Такой емкий, двусторонний, при этом небольшой портрет, который можно держать в руке и который отлично подходил для медали, был изобретением Пизанелло, весьма отличным по духу от его же «Видения святого Евстафия», отсылающего к гобеленной живописи. При бургундском дворе большие медали с античными героями и сценами были в чести, однако идея отлить медаль, изображающую современность, была абсолютно оригинальной, совершенно в духе тогдашнего флорентийского меркантилизма.

Рисунок Пизанелло черпал свою силу не в научной системе построения перспективы, а в непосредственном наблюдении. Перспектива Брунеллески была поистине городским изобретением, поэтому вопрос о том, как ее можно применить для изображения нелинейного мира природы, пространств между городами, задавали себе немногие художники, и еще меньше из них находили на него приемлемый ответ.

Творение. История искусства с самого начала - i_171.jpg

Пизанелло. Портретная медаль Иоанна VIII Палеолога (реверс и аверс). 1438. Бронза. Диаметр 10,3 см

Эта непростая задача красной нитью проходит через творчество одного из самых целеустремленных художников своей эпохи, Паоло Дони, прозванного Уччелло. Как и многие успешные живописцы того времени, Уччелло стажировался во флорентийской мастерской Лоренцо Гиберти. Именно здесь он столкнулся с упоительной и пленительной идеей, которая будет владеть им на протяжении всей творческой жизни: математически строгой перспективой [293] . Он, несомненно, читал трактаты Альберти и, возможно, даже знал его лично. Его карьера явила пример героической и в итоге трагической борьбы за воплощение в жизнь созданных Альберти теорий перспективы и построения изображения. На его картине из цикла «Битва при Сан-Романо», изображающей сражение флорентинцев с войсками Сиены, выдающийся кондотьер Никколо Мауруцци да Толентино сдерживает натиск сиенцев в долине Арно, неподалеку от башни Сан-Романо, прежде чем прибыло подкрепление и бой был выигран. Природа и перспектива тоже ведут борьбу: только сломанные копья, так нарочито разбросанные по земле, способны вписаться в перспективную сетку. Судя по всему, Уччелло искренне любил природу, внимательно изображая животных и пейзажи, однако одержимость перспективным рисунком обошлась ему дорого: говорят, он закончил жизнь нищим отшельником [294] . В его живописи чувствуется принужденность, искусственность, он слишком усердно пытался соразмерить природу, вогнать ее в рамки, упорядочить на плоскости. Однако одна из его последних работ, изображающая лесную охоту в сумерках, обращается к противоположному настроению, больше напоминающему Пизанелло.

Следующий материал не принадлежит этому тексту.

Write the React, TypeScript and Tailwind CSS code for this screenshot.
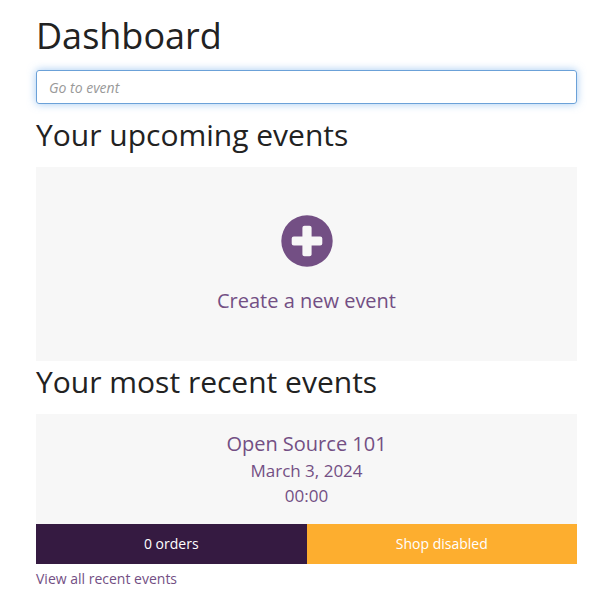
import { useState } from 'react';

interface RecentEvent {
    name: string;
    date: string;
    time: string;
    orders: number;
    shopEnabled: boolean;
}

const recentEvents: RecentEvent[] = [
    { name: 'Open Source 101', date: 'March 3, 2024', time: '00:00', orders: 0, shopEnabled: false },
];

function PlusCircle() {
    return (
        <svg viewBox="0 0 52 52" className="w-[52px] h-[52px]" fill="currentColor" aria-hidden="true">
            <path
                fillRule="evenodd"
                d="M26 0.3a25.7 25.7 0 1 0 0 51.4a25.7 25.7 0 1 0 0-51.4zM23.5 10.7h5q2.1 0 2.1 2.1v8.6h8.6q2.1 0 2.1 2.1v5q0 2.1-2.1 2.1h-8.6v8.6q0 2.1-2.1 2.1h-5q-2.1 0-2.1-2.1v-8.6h-8.6q-2.1 0-2.1-2.1v-5q0-2.1 2.1-2.1h8.6v-8.6q0-2.1 2.1-2.1z"
            />
        </svg>
    );
}

function EventCard({ event }: { event: RecentEvent }) {
    return (
        <div className="bg-[#f7f7f7]">
            <a href="#event" className="block py-4 text-center text-[#734f84]">
                <span className="block text-[20px] leading-7">{event.name}</span>
                <span className="block text-[17px] leading-[25px]">{event.date}</span>
                <span className="block text-[17px] leading-[25px]">{event.time}</span>
            </a>
            <div className="grid grid-cols-2 text-center text-sm text-white">
                <a href="#orders" className="py-[10px] bg-[#351a41]">{event.orders} orders</a>
                <a href="#shop" className="py-[10px] bg-[#fdae2f]">
                    {event.shopEnabled ? 'Shop enabled' : 'Shop disabled'}
                </a>
            </div>
        </div>
    );
}

export default function App() {
    const [query, setQuery] = useState('');

    return (
        <main className="pl-9 pr-[30px] pt-4 bg-white text-[#222222] font-['Open_Sans',sans-serif]">
            <h1 className="text-[36px] leading-10">Dashboard</h1>
            <input
                type="text"
                aria-label="Go to event"
                placeholder="Go to event"
                value={query}
                onChange={(e) => setQuery(e.target.value)}
                className="block w-full h-[34px] mt-[14px] px-3 text-sm rounded-[3px] border border-[#6ba1d8] outline-none shadow-[0_0_8px_rgba(102,165,233,0.6)] placeholder:italic placeholder:text-[#999999]"
            />
            <h2 className="mt-3 mb-[14px] text-[30px] leading-[37px]">Your upcoming events</h2>
            <a
                href="#create"
                className="flex flex-col items-center gap-[18px] pt-12 pb-11 bg-[#f7f7f7] text-[#734f84]"
            >
                <PlusCircle />
                <span className="text-[20px] leading-8">Create a new event</span>
            </a>
            <h2 className="mt-[2px] mb-[14px] text-[30px] leading-[37px]">Your most recent events</h2>
            {recentEvents.map((event) => (
                <EventCard key={event.name} event={event} />
            ))}
            <a href="#recent" className="inline-block mt-[5px] text-sm text-[#734f84]">
                View all recent events
            </a>
        </main>
    );
}
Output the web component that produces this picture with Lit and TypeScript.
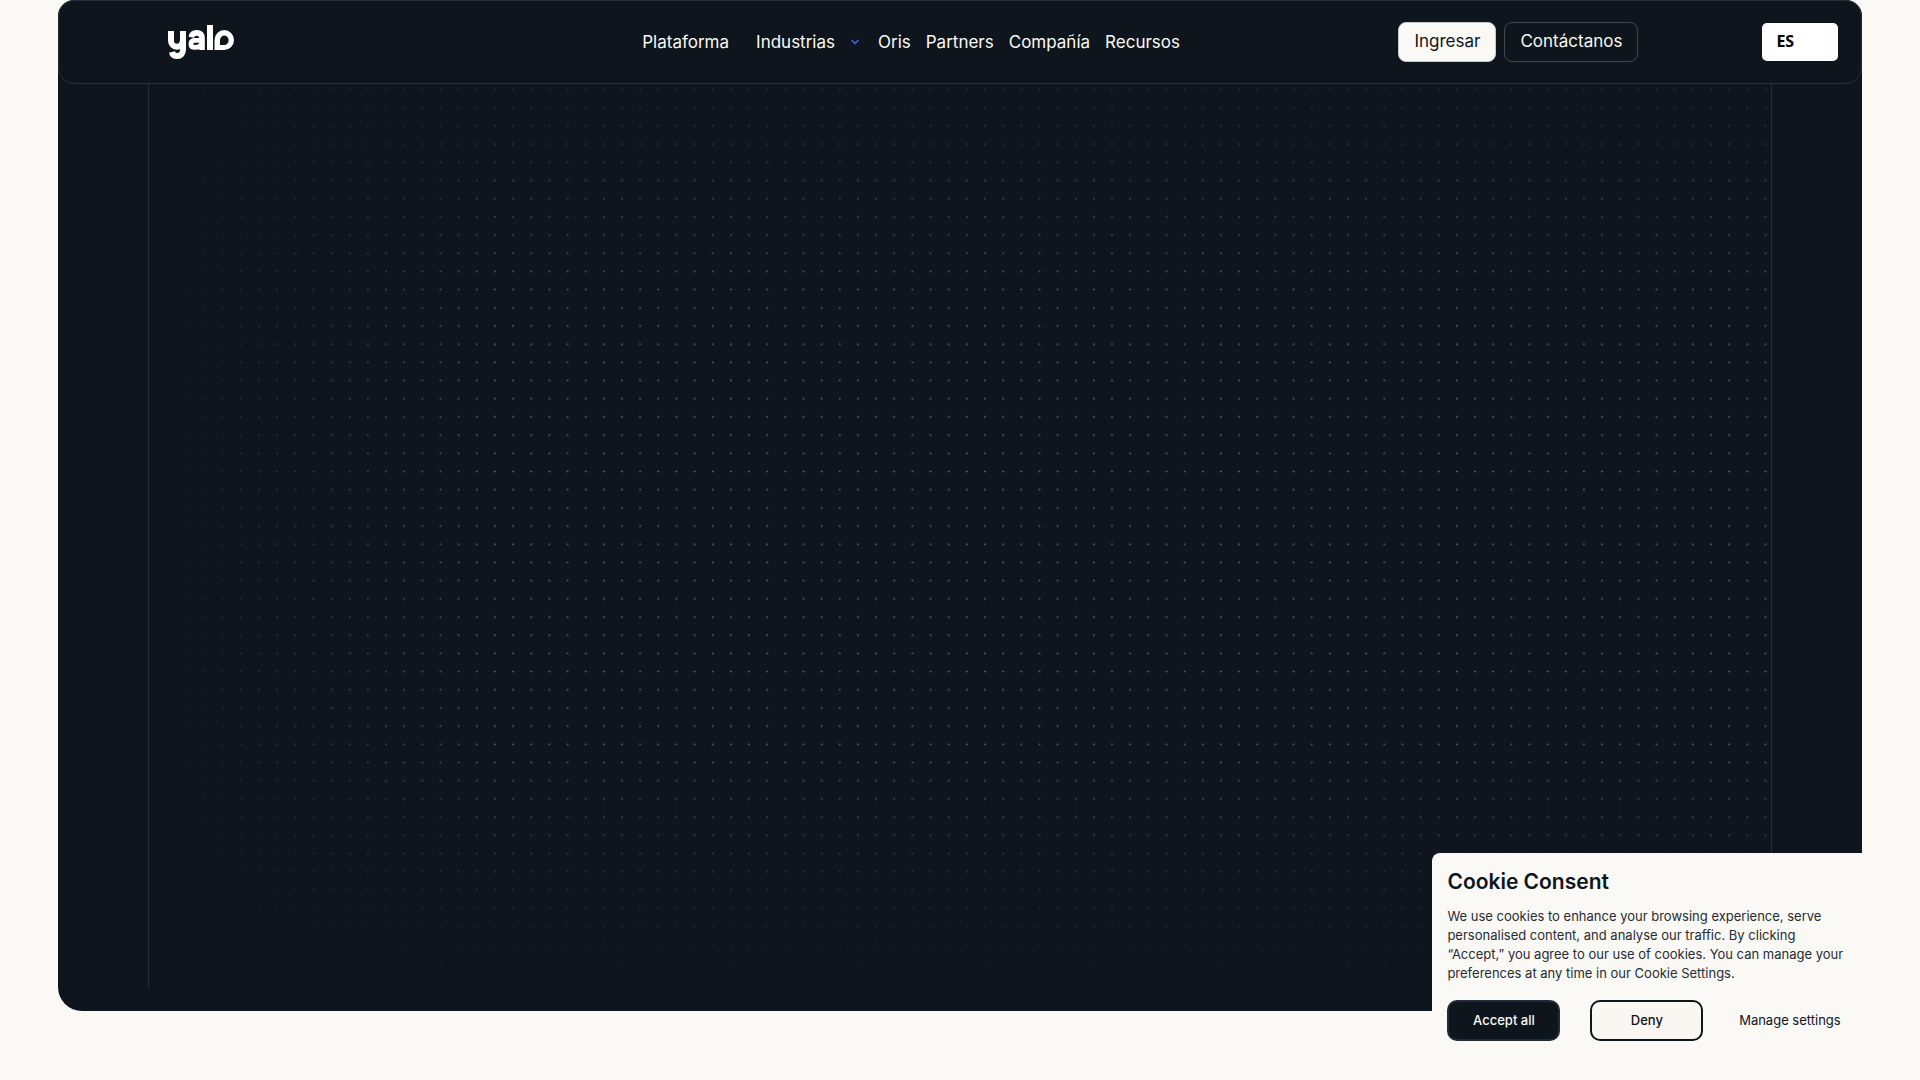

Совершенный свет, как оказалось, никогда не станет по-настоящему естественным, он не способствует воссозданию видимого мира. То, что художники видели вокруг, невозможно было перенести на картину напрямую, под действием какого-либо волшебного приема вроде построения перспективы или каким-либо механическим образом. С точки зрения теоретического упорядочивания свет скорее принадлежал области человеческого разума. Немногие художники размышляли над этим столь же усердно, как Пьеро делла Франческа, бывший когда-то учеником Альберти, но сумевший выработать собственный подход к созданию живописных образов: его взгляд упорядочивал мир с той же математической точностью, что и взгляд Брунеллески или Мазаччо, но при этом был столь же чувственным, как скульптурные образы Донателло.